The other night during a (non-lucid) dream, as I was boarding a bus, I spurted out a very poetic couplet, and thought it was odd that I could come up with something so creative on the spot. But then I forgot what it was.  :Pissed:

----------


## goldenarrows

that was an awesome poem.
i know ive written poetry before or just formed really profound, eloquent sentences, but i forget it if i dont write it down the moment i wake up. 

i tried writing down my phone number for someone in a dream recently and everytime i tried the numbers came out wrong so i wrote it over and over again paying closer attention and i finally got it right.

----------


## Gus

i know a guy who writes out entire programs of script in about any programmind language out there in his lucid dreams (yes he is insanely good at lucid dreaming)

ive also heard of atheletes or musicians practicing very intently in their dreams which helps connect the neurons in your brain much better, just practice whatever you can.

----------


## Orione

> i know a guy who writes out entire programs of script in about any programmind language out there in his lucid dreams (yes he is insanely good at lucid dreaming) [/b]

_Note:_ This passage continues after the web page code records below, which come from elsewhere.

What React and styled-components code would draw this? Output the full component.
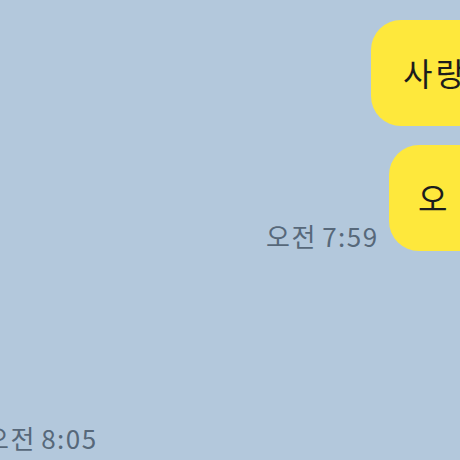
import React from 'react';
import styled, { createGlobalStyle } from 'styled-components';

const GlobalStyle = createGlobalStyle`
  html, body {
    margin: 0;
    padding: 0;
    background: #b3c8dc;
  }
  body {
    font-family: 'Noto Sans CJK KR', 'Noto Sans', sans-serif;
  }
`;

const Screen = styled.div`
  width: 460px;
  height: 460px;
  overflow: hidden;
  background: #b3c8dc;
  display: flex;
  flex-direction: column;
  padding-top: 20px;
  box-sizing: border-box;
`;

const Row = styled.div`
  display: flex;
  align-items: flex-end;
  gap: ${({ gap }) => gap || 0}px;
  margin-left: ${({ indent }) => indent}px;
  margin-top: ${({ top }) => top || 0}px;
  white-space: nowrap;
`;

const Bubble = styled.div`
  flex-shrink: 0;
  background: #fee83c;
  color: #1c1c1c;
  font-size: 32px;
  line-height: 42px;
  letter-spacing: 3px;
  padding: 31px 40px 33px ${({ left }) => left || 32}px;
  border-radius: 30px;
  min-width: 160px;
`;

const Time = styled.div`
  flex-shrink: 0;
  width: ${({ w }) => w || 'auto'};
  text-align: right;
  color: #57687a;
  font-size: 26px;
  line-height: 30px;
  letter-spacing: 1.5px;
  word-spacing: -2px;
`;

const App = () => (
  <>
    <GlobalStyle />
    <Screen>
      <Row indent={371}>
        <Bubble>사랑해</Bubble>
      </Row>
      <Row indent={266} gap={11} top={19}>
        <Time w="112px">오전 7:59</Time>
        <Bubble left={29}>오</Bubble>
      </Row>
      <Row indent={-15} top={172}>
        <Time>오전 8:05</Time>
      </Row>
    </Screen>
  </>
);

export default App;
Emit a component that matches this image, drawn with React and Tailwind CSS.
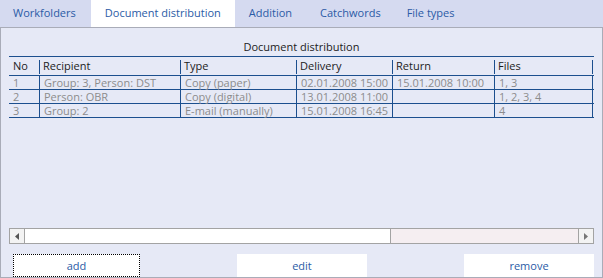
import React from "react";

const cols = "grid-cols-[30px_141px_116px_96px_102px_99px]";

const rows = [
  ["1", "Group: 3, Person: DST", "Copy (paper)", "02.01.2008 15:00", "15.01.2008 10:00", "1, 3"],
  ["2", "Person: OBR", "Copy (digital)", "13.01.2008 11:00", "", "1, 2, 3, 4"],
  ["3", "Group: 2", "E-mail (manually)", "15.01.2008 16:45", "", "4"],
];

const headers = ["No", "Recipient", "Type", "Delivery", "Return", "Files"];

export default function App() {
  return (
    <div
      className="w-[603px] h-[278px] overflow-hidden bg-[#d5daf0] flex flex-col text-[11px]"
      style={{ fontFamily: '"Open Sans", "Noto Sans", sans-serif' }}
    >
      <div className="h-[27px] flex items-stretch text-[#2b5ba6] shrink-0">
        <div className="pl-[13px] pr-[15px] flex items-center">Workfolders</div>
        <div className="px-[14px] flex items-center bg-white">Document distribution</div>
        <div className="px-[14px] flex items-center">Addition</div>
        <div className="pl-[14px] pr-[13px] flex items-center">Catchwords</div>
        <div className="px-[13px] flex items-center">File types</div>
      </div>
      <div className="flex-1 bg-[#e6e9f6] border border-[#a9acb8] flex flex-col pl-[8px] pr-[8px]">
        <div className="h-[28px] flex items-end justify-center pb-[2px] text-[#1c1c1c] leading-none">
          <span className="pb-[2px]">Document distribution</span>
        </div>
        <div className="border-t border-[#1c4f8e]">
          <div className={`grid ${cols} h-[19px] border-b border-[#1c4f8e] text-[#1c1c1c]`}>
            {headers.map((h, i) => (
              <div key={i} className="relative flex items-center pl-[4px]">
                {i > 0 && (
                  <span className="absolute left-0 top-[3px] h-[14px] w-px bg-[#1c4f8e]" />
                )}
                {i === 5 && (
                  <span className="absolute right-0 top-[3px] h-[14px] w-px bg-[#1c4f8e]" />
                )}
                {h}
              </div>
            ))}
          </div>
          {rows.map((r, ri) => (
            <div key={ri} className={`grid ${cols} h-[14px] border-b border-[#1c4f8e] text-[#8c8c8c]`}>
              {r.map((c, i) => (
                <div
                  key={i}
                  className={`flex items-center pl-[4px] leading-none whitespace-nowrap ${i > 0 ? "border-l border-[#1c4f8e]" : ""} ${i === 5 ? "border-r border-[#1c4f8e]" : ""}`}
                >
                  {c}
                </div>
              ))}
            </div>
          ))}
        </div>
        <div className="flex-1" />
        <div className="h-[16px] flex border border-[#a3a3a3] bg-[#f5eef1] shrink-0">
          <div className="w-[15px] border-r border-[#a3a3a3] bg-[#f3f3f3] flex items-center justify-center">
            <svg width="4" height="7" viewBox="0 0 4 7"><path d="M4 0 L0 3.5 L4 7 Z" fill="#555" /></svg>
          </div>
          <div className="w-[366px] bg-white border-r border-[#a3a3a3]" />
          <div className="flex-1" />
          <div className="w-[15px] border-l border-[#a3a3a3] bg-[#f3f3f3] flex items-center justify-center">
            <svg width="4" height="7" viewBox="0 0 4 7"><path d="M0 0 L4 3.5 L0 7 Z" fill="#777" /></svg>
          </div>
        </div>
        <div className="h-[10px] shrink-0" />
        <div className="h-[23px] flex justify-between pl-[4px] shrink-0 text-[#2b5ba6]">
          <div className="w-[127px] bg-white border border-dotted border-black flex items-center justify-center pt-[2px]">add</div>
          <div className="w-[130px] bg-white flex items-center justify-center pt-[2px]">edit</div>
          <div className="w-[130px] bg-white flex items-center justify-center pt-[2px]">remove</div>
        </div>
      </div>
    </div>
  );
}
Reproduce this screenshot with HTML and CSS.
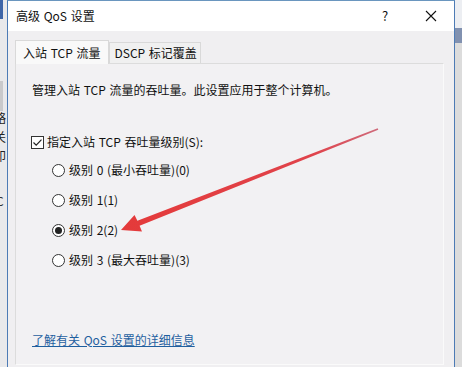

Wow to be able to do that! Does he test the code in his dream as well?

I once wrote a scientific theory (I'm not a scientist though haha) about traveling between magnets while hardly losing energy, and then I tested it out too and all the while I was thinking how brilliant (I consider myself very brilliant in dreams! LOL) I have to remember this when I wake up! It will change how people can travel! 
Yet of course upon waking, I remembered I couldn't do science and thus had no frame of reference by which to remember the formulas, plus quite likely the rules for gravity and such were very different in my dream, so hmm...that was a bit of a downer after feeling all brilliant hahaha

I'd be very interested if anyone here has got a song composed or a theory or poem written in a dream, and managed to reproduce it in real life. If, like me, they loose their idea of what is socially acceptable and 'brilliant', then there is no social censorship and therefore more creativity. I think it could potentially be very brilliant (or silly LOL).

----------


## Distressed_Mule

In a normal dream I had last night I rote a poem about getting older, I thought it was the most amazing thing that had ever been written.  When I woke I relised how bad it was, a bit of it was "You harvest the sugar very fast"   :Question:

----------


## Orione

How is that bad? 
Could be a great metaphore! (see Tori Amos' song Sugar  ::D: )

Sugar being the metaphore for sweet things, so maybe the poem says that you don't have to go after all the nice experiences so fast, because you still have a lot of life before you? 
Or to savour the sweet moments in life more, instead of quickly looking for the next one.
It could be a nice metaphore indeed!

Do you remember the rest of it?
(I love how you too thought it was the most brilliant poem ever in your dream  ::D:  That feeling alone is worth writing poetry in dreams for!)

----------


## Distressed_Mule

> _Originally posted by Orione_
> *How is that bad? 
> Could be a great metaphore! (see Tori Amos' song Sugar )*



I never thought of it that way, it could have been a cryptic message from my subconscious, if I could remember the rest I might be able to tell but my recall is going down in the last few days but I do remember something about a bridge.

----------